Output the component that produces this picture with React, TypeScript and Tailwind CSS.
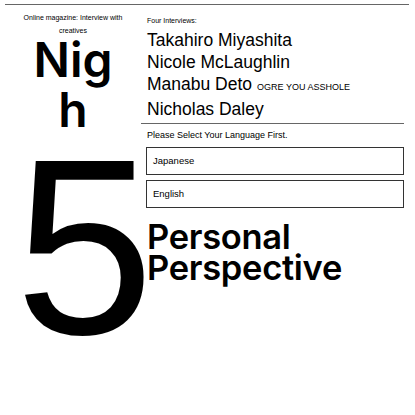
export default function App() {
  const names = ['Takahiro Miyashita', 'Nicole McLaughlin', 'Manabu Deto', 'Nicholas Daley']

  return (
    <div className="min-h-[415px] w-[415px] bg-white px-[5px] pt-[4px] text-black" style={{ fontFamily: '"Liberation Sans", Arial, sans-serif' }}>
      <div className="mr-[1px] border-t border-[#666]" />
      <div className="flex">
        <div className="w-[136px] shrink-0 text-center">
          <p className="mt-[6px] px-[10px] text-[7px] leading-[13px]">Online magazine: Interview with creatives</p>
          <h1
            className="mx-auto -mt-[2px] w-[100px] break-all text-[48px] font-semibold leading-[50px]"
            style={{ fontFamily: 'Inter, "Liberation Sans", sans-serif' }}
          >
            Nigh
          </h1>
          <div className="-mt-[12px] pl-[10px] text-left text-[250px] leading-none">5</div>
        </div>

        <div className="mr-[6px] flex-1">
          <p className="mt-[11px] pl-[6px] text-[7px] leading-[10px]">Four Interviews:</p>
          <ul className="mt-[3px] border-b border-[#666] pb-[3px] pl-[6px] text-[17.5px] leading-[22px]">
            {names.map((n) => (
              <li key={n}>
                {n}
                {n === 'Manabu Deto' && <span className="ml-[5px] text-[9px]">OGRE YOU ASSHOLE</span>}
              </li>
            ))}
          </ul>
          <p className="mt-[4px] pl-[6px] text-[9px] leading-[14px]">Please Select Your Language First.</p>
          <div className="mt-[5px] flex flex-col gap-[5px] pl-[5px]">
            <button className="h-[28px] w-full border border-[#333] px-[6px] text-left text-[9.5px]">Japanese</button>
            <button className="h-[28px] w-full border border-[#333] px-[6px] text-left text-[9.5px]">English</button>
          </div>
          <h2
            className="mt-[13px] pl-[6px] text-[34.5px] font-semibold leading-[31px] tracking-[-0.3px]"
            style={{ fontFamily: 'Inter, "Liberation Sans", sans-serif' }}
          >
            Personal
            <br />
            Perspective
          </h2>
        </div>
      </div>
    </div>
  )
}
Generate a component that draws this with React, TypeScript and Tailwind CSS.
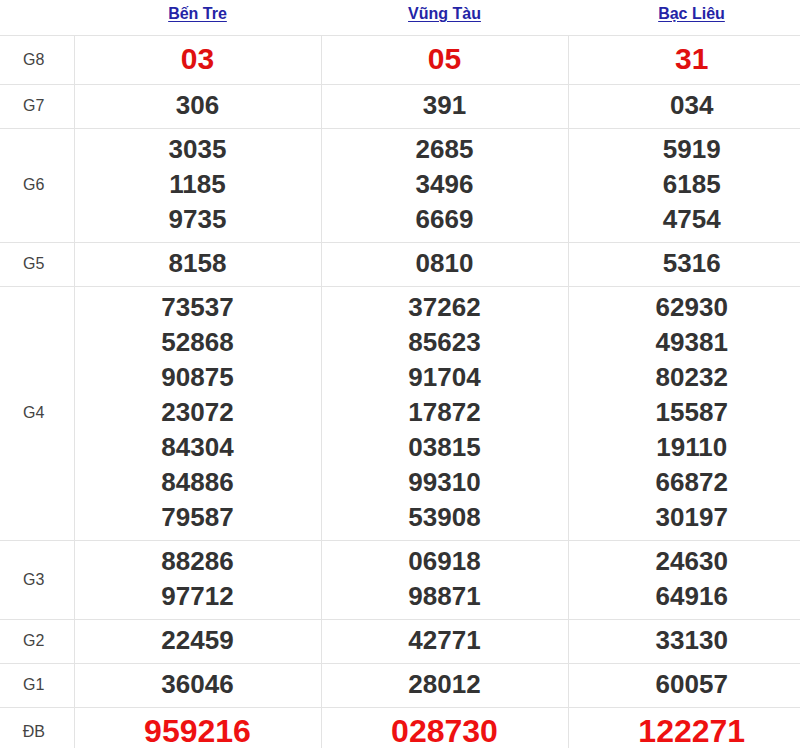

=-=-=

▶ _Instructions to follow_
The entries above should be reproduced exactly, without their pictures.

▶ _The solution_
Output the component that produces this picture with React, TypeScript and Tailwind CSS.
export default function App() {
  const names = ['Takahiro Miyashita', 'Nicole McLaughlin', 'Manabu Deto', 'Nicholas Daley']

  return (
    <div className="min-h-[415px] w-[415px] bg-white px-[5px] pt-[4px] text-black" style={{ fontFamily: '"Liberation Sans", Arial, sans-serif' }}>
      <div className="mr-[1px] border-t border-[#666]" />
      <div className="flex">
        <div className="w-[136px] shrink-0 text-center">
          <p className="mt-[6px] px-[10px] text-[7px] leading-[13px]">Online magazine: Interview with creatives</p>
          <h1
            className="mx-auto -mt-[2px] w-[100px] break-all text-[48px] font-semibold leading-[50px]"
            style={{ fontFamily: 'Inter, "Liberation Sans", sans-serif' }}
          >
            Nigh
          </h1>
          <div className="-mt-[12px] pl-[10px] text-left text-[250px] leading-none">5</div>
        </div>

        <div className="mr-[6px] flex-1">
          <p className="mt-[11px] pl-[6px] text-[7px] leading-[10px]">Four Interviews:</p>
          <ul className="mt-[3px] border-b border-[#666] pb-[3px] pl-[6px] text-[17.5px] leading-[22px]">
            {names.map((n) => (
              <li key={n}>
                {n}
                {n === 'Manabu Deto' && <span className="ml-[5px] text-[9px]">OGRE YOU ASSHOLE</span>}
              </li>
            ))}
          </ul>
          <p className="mt-[4px] pl-[6px] text-[9px] leading-[14px]">Please Select Your Language First.</p>
          <div className="mt-[5px] flex flex-col gap-[5px] pl-[5px]">
            <button className="h-[28px] w-full border border-[#333] px-[6px] text-left text-[9.5px]">Japanese</button>
            <button className="h-[28px] w-full border border-[#333] px-[6px] text-left text-[9.5px]">English</button>
          </div>
          <h2
            className="mt-[13px] pl-[6px] text-[34.5px] font-semibold leading-[31px] tracking-[-0.3px]"
            style={{ fontFamily: 'Inter, "Liberation Sans", sans-serif' }}
          >
            Personal
            <br />
            Perspective
          </h2>
        </div>
      </div>
    </div>
  )
}
Generate a component that draws this with React, TypeScript and Tailwind CSS.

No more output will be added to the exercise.